Alexis: And the last question, the most hard-hitting question of all: what is your favorite text editor?
Garrett: [Chuckles] I’m still stuck on Sublime Text 2 for code.
Alexis: Yes [chuckles].
Garrett: With these things, you keep seeing new ones come out, and I think they’re fascinating. Unlike everyone else, I download them and try them for a day; it’s kind of like typing with gloves on.
Alexis: That’s the color of the font, or the way the font is, or something like that.
Garrett: Right, there’s something that’s off. You spent 20 years with this one car and you know how to open that door and how the windows – that window would always get jammed, but you’re used to it. Sometimes you’re just so used to the way you have things and you’ve got all the duct tape and they’re in places that you’re used to.

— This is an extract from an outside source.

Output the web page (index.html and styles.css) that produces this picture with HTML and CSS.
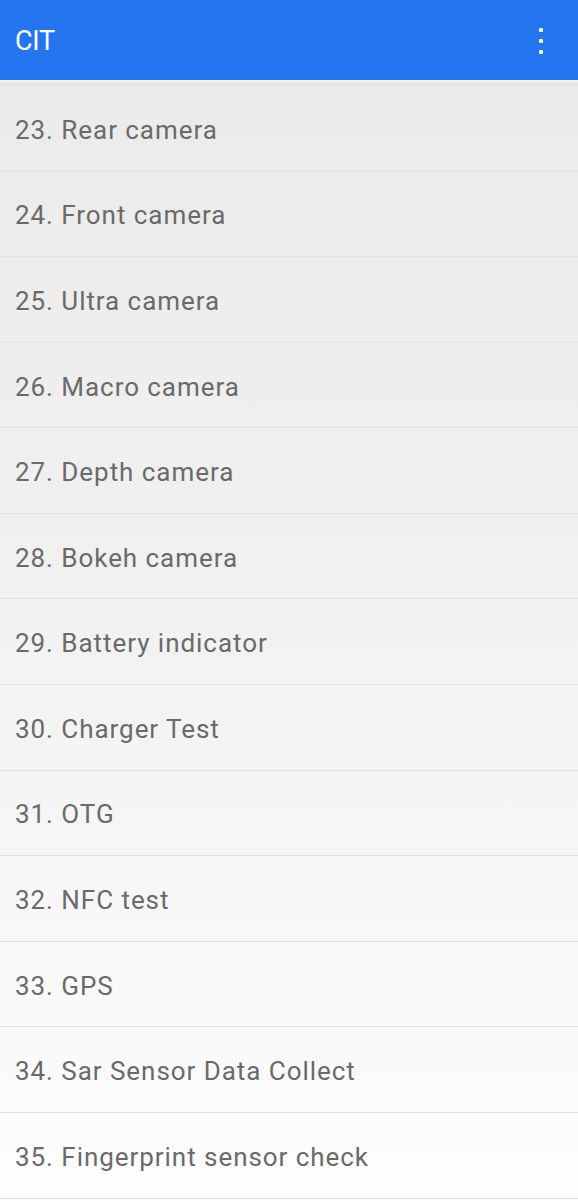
FILE: index.html
```html
<!DOCTYPE html>
<html lang="en">
<head>
    <meta charset="UTF-8">
    <meta name="viewport" content="width=device-width, initial-scale=1.0">
    <title>CIT</title>
    <link rel="stylesheet" href="styles.css">
</head>
<body>
    <div class="toolbar">
        <span class="title">CIT</span>
        <button class="menu" aria-label="More options">
            <span class="dot"></span>
            <span class="dot"></span>
            <span class="dot"></span>
        </button>
    </div>
    <div class="divider"></div>

    <ul class="test-list">
        <li class="item">23. Rear camera</li>
        <li class="item">24. Front camera</li>
        <li class="item">25. Ultra camera</li>
        <li class="item">26. Macro camera</li>
        <li class="item">27. Depth camera</li>
        <li class="item">28. Bokeh camera</li>
        <li class="item">29. Battery indicator</li>
        <li class="item">30. Charger Test</li>
        <li class="item">31. OTG</li>
        <li class="item">32. NFC test</li>
        <li class="item">33. GPS</li>
        <li class="item">34. Sar Sensor Data Collect</li>
        <li class="item">35. Fingerprint sensor check</li>
    </ul>
</body>
</html>
```

FILE: styles.css
```css
:root {
    --primary: #2575f0;
    --text: #6a6a6a;
    --line: #e0e0e0;
}

* {
    box-sizing: border-box;
    margin: 0;
    padding: 0;
}

body {
    font-family: Roboto, 'Noto Sans', sans-serif;
    background: #fdfdfd;
    overflow: hidden;
}

.toolbar {
    height: 80px;
    background: var(--primary);
    display: flex;
    align-items: center;
    justify-content: space-between;
    padding: 0 27px 0 15px;
}

.title {
    color: white;
    font-size: 27px;
    letter-spacing: -0.3px;
    margin-top: 1px;
}

.menu {
    background: none;
    border: none;
    width: 20px;
    display: flex;
    flex-direction: column;
    align-items: center;
    gap: 7px;
    margin-top: 1px;
}

.dot {
    width: 4px;
    height: 4px;
    border-radius: 1px;
    background: white;
}

.divider {
    height: 6px;
    background: linear-gradient(#f6f6f6 0, #f6f6f6 2px, #e6e6e6 2px, #e8e8e8 5px, #dedede 5px);
}

.test-list {
    list-style: none;
    background: linear-gradient(#ebebeb, #f0f0f0 40%, #fdfdfd);
}

.item {
    height: 85.58px;
    display: flex;
    align-items: center;
    padding: 3px 0 0 15px;
    color: var(--text);
    font-size: 26px;
    letter-spacing: 0.95px;
    border-bottom: 1px solid var(--line);
}
```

We’ll see how it goes. I keep threatening to learn Vim, but I know that takes about a week just to get started and I have friends that are pushing me, but I just haven’t been able to commit a week yet [chuckling].
Alexis: So if we’d like to learn more about Mapbox, where can we go?
Garrett: You should go to Mapbox.com. I’d love for people to check out Mapbox.com/blog. Be inundated with lots of loud images of lots of different things, but it’s just a great thing to kind of dig in on and kind of get a pulse for what we’re up to.
Alexis: And if we’d like to find out what gifs you’re sharing on Twitter, where can we find you?
Garrett: And I am @heyitsgarrett on Twitter. That’s H-E-Y-I-T-S-G-A-R-R-E-T.
Alexis: Alright! And for us, you can find us @Binpress and myself, @alexissantos. Thanks again, Garrett, for taking time out of your incredibly busy schedule, as we’ve learned throughout the how [chuckling].
Garrett: No problem, this was a delight.